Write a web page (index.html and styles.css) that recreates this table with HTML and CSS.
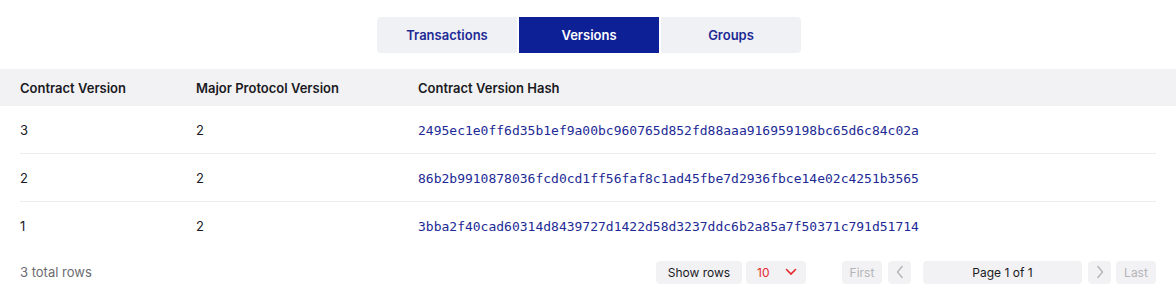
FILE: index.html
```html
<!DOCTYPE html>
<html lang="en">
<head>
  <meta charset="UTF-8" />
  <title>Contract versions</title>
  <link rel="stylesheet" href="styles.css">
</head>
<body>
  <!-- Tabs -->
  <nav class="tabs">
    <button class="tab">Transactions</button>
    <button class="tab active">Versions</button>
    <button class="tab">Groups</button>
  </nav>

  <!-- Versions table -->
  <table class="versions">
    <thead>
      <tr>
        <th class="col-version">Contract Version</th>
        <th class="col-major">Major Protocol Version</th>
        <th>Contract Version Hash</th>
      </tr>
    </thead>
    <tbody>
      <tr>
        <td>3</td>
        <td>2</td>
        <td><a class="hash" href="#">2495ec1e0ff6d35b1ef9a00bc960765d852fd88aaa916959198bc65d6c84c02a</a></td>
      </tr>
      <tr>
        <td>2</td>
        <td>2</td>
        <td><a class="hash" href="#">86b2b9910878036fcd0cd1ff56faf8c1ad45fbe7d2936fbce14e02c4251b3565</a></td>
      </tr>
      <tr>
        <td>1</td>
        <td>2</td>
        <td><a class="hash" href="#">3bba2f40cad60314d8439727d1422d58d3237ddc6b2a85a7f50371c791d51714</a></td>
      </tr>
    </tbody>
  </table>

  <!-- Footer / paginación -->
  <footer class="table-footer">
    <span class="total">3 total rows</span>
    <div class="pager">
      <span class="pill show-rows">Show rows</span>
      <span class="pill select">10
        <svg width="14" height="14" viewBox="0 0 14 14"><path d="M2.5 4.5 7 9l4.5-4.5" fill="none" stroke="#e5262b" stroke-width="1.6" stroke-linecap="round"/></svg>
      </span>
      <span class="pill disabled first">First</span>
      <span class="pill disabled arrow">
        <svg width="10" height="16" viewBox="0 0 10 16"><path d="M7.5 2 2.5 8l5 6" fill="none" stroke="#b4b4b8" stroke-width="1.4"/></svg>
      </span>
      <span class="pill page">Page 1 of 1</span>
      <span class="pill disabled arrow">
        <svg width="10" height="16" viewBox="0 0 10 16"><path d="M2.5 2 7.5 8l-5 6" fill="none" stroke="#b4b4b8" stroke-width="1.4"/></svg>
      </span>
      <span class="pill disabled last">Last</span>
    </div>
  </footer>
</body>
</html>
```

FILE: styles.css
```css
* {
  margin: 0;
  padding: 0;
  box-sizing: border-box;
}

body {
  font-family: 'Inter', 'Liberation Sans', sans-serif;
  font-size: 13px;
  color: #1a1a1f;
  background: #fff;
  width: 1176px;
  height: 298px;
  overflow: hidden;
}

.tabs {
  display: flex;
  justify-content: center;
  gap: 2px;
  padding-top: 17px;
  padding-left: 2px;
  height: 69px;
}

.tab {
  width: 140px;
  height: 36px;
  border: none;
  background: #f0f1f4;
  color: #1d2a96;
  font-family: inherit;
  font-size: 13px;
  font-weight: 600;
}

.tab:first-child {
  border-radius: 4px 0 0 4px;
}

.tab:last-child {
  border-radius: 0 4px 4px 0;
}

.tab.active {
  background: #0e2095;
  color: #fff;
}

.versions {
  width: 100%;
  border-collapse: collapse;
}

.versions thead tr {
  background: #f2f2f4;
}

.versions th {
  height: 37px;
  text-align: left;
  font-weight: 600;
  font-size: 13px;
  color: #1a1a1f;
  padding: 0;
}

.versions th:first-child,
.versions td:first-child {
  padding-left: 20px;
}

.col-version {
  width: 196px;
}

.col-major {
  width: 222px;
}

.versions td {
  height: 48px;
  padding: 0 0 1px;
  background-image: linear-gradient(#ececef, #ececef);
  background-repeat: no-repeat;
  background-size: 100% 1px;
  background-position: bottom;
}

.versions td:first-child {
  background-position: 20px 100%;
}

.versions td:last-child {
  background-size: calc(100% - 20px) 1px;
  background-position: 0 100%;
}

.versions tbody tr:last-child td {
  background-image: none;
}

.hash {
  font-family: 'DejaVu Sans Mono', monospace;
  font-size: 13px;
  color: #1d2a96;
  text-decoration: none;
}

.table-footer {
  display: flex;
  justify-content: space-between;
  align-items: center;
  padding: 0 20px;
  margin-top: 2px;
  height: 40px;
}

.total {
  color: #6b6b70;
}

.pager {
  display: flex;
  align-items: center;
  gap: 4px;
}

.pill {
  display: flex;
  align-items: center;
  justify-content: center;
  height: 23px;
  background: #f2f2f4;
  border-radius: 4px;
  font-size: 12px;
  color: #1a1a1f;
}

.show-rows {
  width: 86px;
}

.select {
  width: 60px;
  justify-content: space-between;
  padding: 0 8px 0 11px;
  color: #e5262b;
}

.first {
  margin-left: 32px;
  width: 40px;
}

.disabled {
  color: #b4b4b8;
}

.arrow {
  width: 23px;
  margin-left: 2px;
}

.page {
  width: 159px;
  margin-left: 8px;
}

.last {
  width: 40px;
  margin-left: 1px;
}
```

# [GOAL]
Exclude the images and reproduce the remaining data exactly.

# [THE RESULT]
Write a web page (index.html and styles.css) that recreates this table with HTML and CSS.
FILE: index.html
```html
<!DOCTYPE html>
<html lang="en">
<head>
  <meta charset="UTF-8" />
  <title>Contract versions</title>
  <link rel="stylesheet" href="styles.css">
</head>
<body>
  <!-- Tabs -->
  <nav class="tabs">
    <button class="tab">Transactions</button>
    <button class="tab active">Versions</button>
    <button class="tab">Groups</button>
  </nav>

  <!-- Versions table -->
  <table class="versions">
    <thead>
      <tr>
        <th class="col-version">Contract Version</th>
        <th class="col-major">Major Protocol Version</th>
        <th>Contract Version Hash</th>
      </tr>
    </thead>
    <tbody>
      <tr>
        <td>3</td>
        <td>2</td>
        <td><a class="hash" href="#">2495ec1e0ff6d35b1ef9a00bc960765d852fd88aaa916959198bc65d6c84c02a</a></td>
      </tr>
      <tr>
        <td>2</td>
        <td>2</td>
        <td><a class="hash" href="#">86b2b9910878036fcd0cd1ff56faf8c1ad45fbe7d2936fbce14e02c4251b3565</a></td>
      </tr>
      <tr>
        <td>1</td>
        <td>2</td>
        <td><a class="hash" href="#">3bba2f40cad60314d8439727d1422d58d3237ddc6b2a85a7f50371c791d51714</a></td>
      </tr>
    </tbody>
  </table>

  <!-- Footer / paginación -->
  <footer class="table-footer">
    <span class="total">3 total rows</span>
    <div class="pager">
      <span class="pill show-rows">Show rows</span>
      <span class="pill select">10
        <svg width="14" height="14" viewBox="0 0 14 14"><path d="M2.5 4.5 7 9l4.5-4.5" fill="none" stroke="#e5262b" stroke-width="1.6" stroke-linecap="round"/></svg>
      </span>
      <span class="pill disabled first">First</span>
      <span class="pill disabled arrow">
        <svg width="10" height="16" viewBox="0 0 10 16"><path d="M7.5 2 2.5 8l5 6" fill="none" stroke="#b4b4b8" stroke-width="1.4"/></svg>
      </span>
      <span class="pill page">Page 1 of 1</span>
      <span class="pill disabled arrow">
        <svg width="10" height="16" viewBox="0 0 10 16"><path d="M2.5 2 7.5 8l-5 6" fill="none" stroke="#b4b4b8" stroke-width="1.4"/></svg>
      </span>
      <span class="pill disabled last">Last</span>
    </div>
  </footer>
</body>
</html>
```

FILE: styles.css
```css
* {
  margin: 0;
  padding: 0;
  box-sizing: border-box;
}

body {
  font-family: 'Inter', 'Liberation Sans', sans-serif;
  font-size: 13px;
  color: #1a1a1f;
  background: #fff;
  width: 1176px;
  height: 298px;
  overflow: hidden;
}

.tabs {
  display: flex;
  justify-content: center;
  gap: 2px;
  padding-top: 17px;
  padding-left: 2px;
  height: 69px;
}

.tab {
  width: 140px;
  height: 36px;
  border: none;
  background: #f0f1f4;
  color: #1d2a96;
  font-family: inherit;
  font-size: 13px;
  font-weight: 600;
}

.tab:first-child {
  border-radius: 4px 0 0 4px;
}

.tab:last-child {
  border-radius: 0 4px 4px 0;
}

.tab.active {
  background: #0e2095;
  color: #fff;
}

.versions {
  width: 100%;
  border-collapse: collapse;
}

.versions thead tr {
  background: #f2f2f4;
}

.versions th {
  height: 37px;
  text-align: left;
  font-weight: 600;
  font-size: 13px;
  color: #1a1a1f;
  padding: 0;
}

.versions th:first-child,
.versions td:first-child {
  padding-left: 20px;
}

.col-version {
  width: 196px;
}

.col-major {
  width: 222px;
}

.versions td {
  height: 48px;
  padding: 0 0 1px;
  background-image: linear-gradient(#ececef, #ececef);
  background-repeat: no-repeat;
  background-size: 100% 1px;
  background-position: bottom;
}

.versions td:first-child {
  background-position: 20px 100%;
}

.versions td:last-child {
  background-size: calc(100% - 20px) 1px;
  background-position: 0 100%;
}

.versions tbody tr:last-child td {
  background-image: none;
}

.hash {
  font-family: 'DejaVu Sans Mono', monospace;
  font-size: 13px;
  color: #1d2a96;
  text-decoration: none;
}

.table-footer {
  display: flex;
  justify-content: space-between;
  align-items: center;
  padding: 0 20px;
  margin-top: 2px;
  height: 40px;
}

.total {
  color: #6b6b70;
}

.pager {
  display: flex;
  align-items: center;
  gap: 4px;
}

.pill {
  display: flex;
  align-items: center;
  justify-content: center;
  height: 23px;
  background: #f2f2f4;
  border-radius: 4px;
  font-size: 12px;
  color: #1a1a1f;
}

.show-rows {
  width: 86px;
}

.select {
  width: 60px;
  justify-content: space-between;
  padding: 0 8px 0 11px;
  color: #e5262b;
}

.first {
  margin-left: 32px;
  width: 40px;
}

.disabled {
  color: #b4b4b8;
}

.arrow {
  width: 23px;
  margin-left: 2px;
}

.page {
  width: 159px;
  margin-left: 8px;
}

.last {
  width: 40px;
  margin-left: 1px;
}
```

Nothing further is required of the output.